PROMPT - Retype the whole listing verbatim and keep the pictures out of it.

GIVEN DATA -
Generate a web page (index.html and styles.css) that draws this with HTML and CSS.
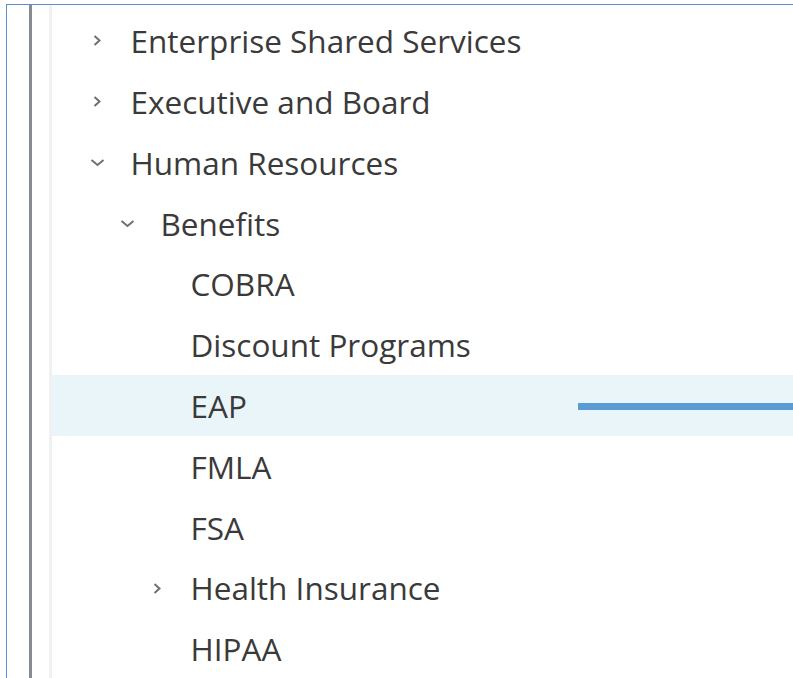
FILE: index.html
```html
<!DOCTYPE html>
<html lang="en">
<head>
<meta charset="utf-8">
<title>Site Tree</title>
<link rel="stylesheet" href="styles.css">
</head>
<body>
<div class="frame">
  <div class="rail">
    <div class="pane">
      <ul class="tree">
        <li class="node lvl-0">
          <span class="toggle"><svg width="10" height="13" viewBox="0 0 10 13"><path d="M2.5 2 L7.5 6.5 L2.5 11" fill="none" stroke="#707070" stroke-width="2"/></svg></span>
          <span class="label">Enterprise Shared Services</span>
        </li>
        <li class="node lvl-0">
          <span class="toggle"><svg width="10" height="13" viewBox="0 0 10 13"><path d="M2.5 2 L7.5 6.5 L2.5 11" fill="none" stroke="#707070" stroke-width="2"/></svg></span>
          <span class="label">Executive and Board</span>
        </li>
        <li class="node lvl-0">
          <span class="toggle"><svg class="down" width="15" height="9" viewBox="0 0 15 9"><path d="M1.5 2 L7.5 7 L13.5 2" fill="none" stroke="#707070" stroke-width="2"/></svg></span>
          <span class="label">Human Resources</span>
        </li>
        <li class="node lvl-1">
          <span class="toggle"><svg class="down" width="15" height="9" viewBox="0 0 15 9"><path d="M1.5 2 L7.5 7 L13.5 2" fill="none" stroke="#707070" stroke-width="2"/></svg></span>
          <span class="label">Benefits</span>
        </li>
        <li class="node lvl-2"><span class="toggle"></span><span class="label">COBRA</span></li>
        <li class="node lvl-2"><span class="toggle"></span><span class="label">Discount Programs</span></li>
        <li class="node lvl-2 selected">
          <span class="toggle"></span><span class="label">EAP</span>
          <span class="marker"></span>
        </li>
        <li class="node lvl-2"><span class="toggle"></span><span class="label">FMLA</span></li>
        <li class="node lvl-2"><span class="toggle"></span><span class="label">FSA</span></li>
        <li class="node lvl-2">
          <span class="toggle"><svg width="10" height="13" viewBox="0 0 10 13"><path d="M2.5 2 L7.5 6.5 L2.5 11" fill="none" stroke="#707070" stroke-width="2"/></svg></span>
          <span class="label">Health Insurance</span>
        </li>
        <li class="node lvl-2"><span class="toggle"></span><span class="label">HIPAA</span></li>
      </ul>
    </div>
  </div>
</div>
</body>
</html>
```
FILE: styles.css
```css
html, body {
  margin: 0;
  padding: 0;
  background: #ffffff;
  overflow: hidden;
}

body {
  height: 678px;
  font-family: "Open Sans", "Noto Sans", sans-serif;
  color: #3a3a3a;
}

/* outer panel outline */
.frame {
  margin: 4px 0 0 6px;
  height: 674px;
  border-top: 1.5px solid #5b8fd0;
  border-left: 1.5px solid #5b8fd0;
  box-sizing: border-box;
  padding-left: 21.5px;
}

/* dark guide rail */
.rail {
  height: 100%;
  border-left: 3px solid #878c94;
  padding-left: 17px;
}

/* light inner edge */
.pane {
  height: 100%;
  border-left: 3px solid #f1f1f1;
}

.tree {
  list-style: none;
  margin: 0;
  padding: 5.6px 0 0 0;
}

.node {
  display: flex;
  align-items: center;
  height: 60.8px;
  box-sizing: border-box;
  position: relative;
}

.lvl-0 { padding-left: 30px; }
.lvl-1 { padding-left: 60px; }
.lvl-2 { padding-left: 90px; }

.toggle {
  width: 30px;
  margin-right: 19px;
  display: flex;
  justify-content: center;
  align-items: center;
  flex: none;
}

.toggle svg { display: block; }
.toggle .down { margin-left: 2px; }

.label {
  font-size: 31.5px;
  letter-spacing: 0;
  white-space: nowrap;
  line-height: 1;
}

.selected {
  background: #eaf5fa;
}

/* selection marker drawn across the row */
.marker {
  position: absolute;
  left: 526px;
  right: 0;
  top: 28px;
  height: 7px;
  background: #5b9bd5;
}
```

COMPLETE RESPONSE -
Generate a web page (index.html and styles.css) that draws this with HTML and CSS.
FILE: index.html
```html
<!DOCTYPE html>
<html lang="en">
<head>
<meta charset="utf-8">
<title>Site Tree</title>
<link rel="stylesheet" href="styles.css">
</head>
<body>
<div class="frame">
  <div class="rail">
    <div class="pane">
      <ul class="tree">
        <li class="node lvl-0">
          <span class="toggle"><svg width="10" height="13" viewBox="0 0 10 13"><path d="M2.5 2 L7.5 6.5 L2.5 11" fill="none" stroke="#707070" stroke-width="2"/></svg></span>
          <span class="label">Enterprise Shared Services</span>
        </li>
        <li class="node lvl-0">
          <span class="toggle"><svg width="10" height="13" viewBox="0 0 10 13"><path d="M2.5 2 L7.5 6.5 L2.5 11" fill="none" stroke="#707070" stroke-width="2"/></svg></span>
          <span class="label">Executive and Board</span>
        </li>
        <li class="node lvl-0">
          <span class="toggle"><svg class="down" width="15" height="9" viewBox="0 0 15 9"><path d="M1.5 2 L7.5 7 L13.5 2" fill="none" stroke="#707070" stroke-width="2"/></svg></span>
          <span class="label">Human Resources</span>
        </li>
        <li class="node lvl-1">
          <span class="toggle"><svg class="down" width="15" height="9" viewBox="0 0 15 9"><path d="M1.5 2 L7.5 7 L13.5 2" fill="none" stroke="#707070" stroke-width="2"/></svg></span>
          <span class="label">Benefits</span>
        </li>
        <li class="node lvl-2"><span class="toggle"></span><span class="label">COBRA</span></li>
        <li class="node lvl-2"><span class="toggle"></span><span class="label">Discount Programs</span></li>
        <li class="node lvl-2 selected">
          <span class="toggle"></span><span class="label">EAP</span>
          <span class="marker"></span>
        </li>
        <li class="node lvl-2"><span class="toggle"></span><span class="label">FMLA</span></li>
        <li class="node lvl-2"><span class="toggle"></span><span class="label">FSA</span></li>
        <li class="node lvl-2">
          <span class="toggle"><svg width="10" height="13" viewBox="0 0 10 13"><path d="M2.5 2 L7.5 6.5 L2.5 11" fill="none" stroke="#707070" stroke-width="2"/></svg></span>
          <span class="label">Health Insurance</span>
        </li>
        <li class="node lvl-2"><span class="toggle"></span><span class="label">HIPAA</span></li>
      </ul>
    </div>
  </div>
</div>
</body>
</html>
```
FILE: styles.css
```css
html, body {
  margin: 0;
  padding: 0;
  background: #ffffff;
  overflow: hidden;
}

body {
  height: 678px;
  font-family: "Open Sans", "Noto Sans", sans-serif;
  color: #3a3a3a;
}

/* outer panel outline */
.frame {
  margin: 4px 0 0 6px;
  height: 674px;
  border-top: 1.5px solid #5b8fd0;
  border-left: 1.5px solid #5b8fd0;
  box-sizing: border-box;
  padding-left: 21.5px;
}

/* dark guide rail */
.rail {
  height: 100%;
  border-left: 3px solid #878c94;
  padding-left: 17px;
}

/* light inner edge */
.pane {
  height: 100%;
  border-left: 3px solid #f1f1f1;
}

.tree {
  list-style: none;
  margin: 0;
  padding: 5.6px 0 0 0;
}

.node {
  display: flex;
  align-items: center;
  height: 60.8px;
  box-sizing: border-box;
  position: relative;
}

.lvl-0 { padding-left: 30px; }
.lvl-1 { padding-left: 60px; }
.lvl-2 { padding-left: 90px; }

.toggle {
  width: 30px;
  margin-right: 19px;
  display: flex;
  justify-content: center;
  align-items: center;
  flex: none;
}

.toggle svg { display: block; }
.toggle .down { margin-left: 2px; }

.label {
  font-size: 31.5px;
  letter-spacing: 0;
  white-space: nowrap;
  line-height: 1;
}

.selected {
  background: #eaf5fa;
}

/* selection marker drawn across the row */
.marker {
  position: absolute;
  left: 526px;
  right: 0;
  top: 28px;
  height: 7px;
  background: #5b9bd5;
}
```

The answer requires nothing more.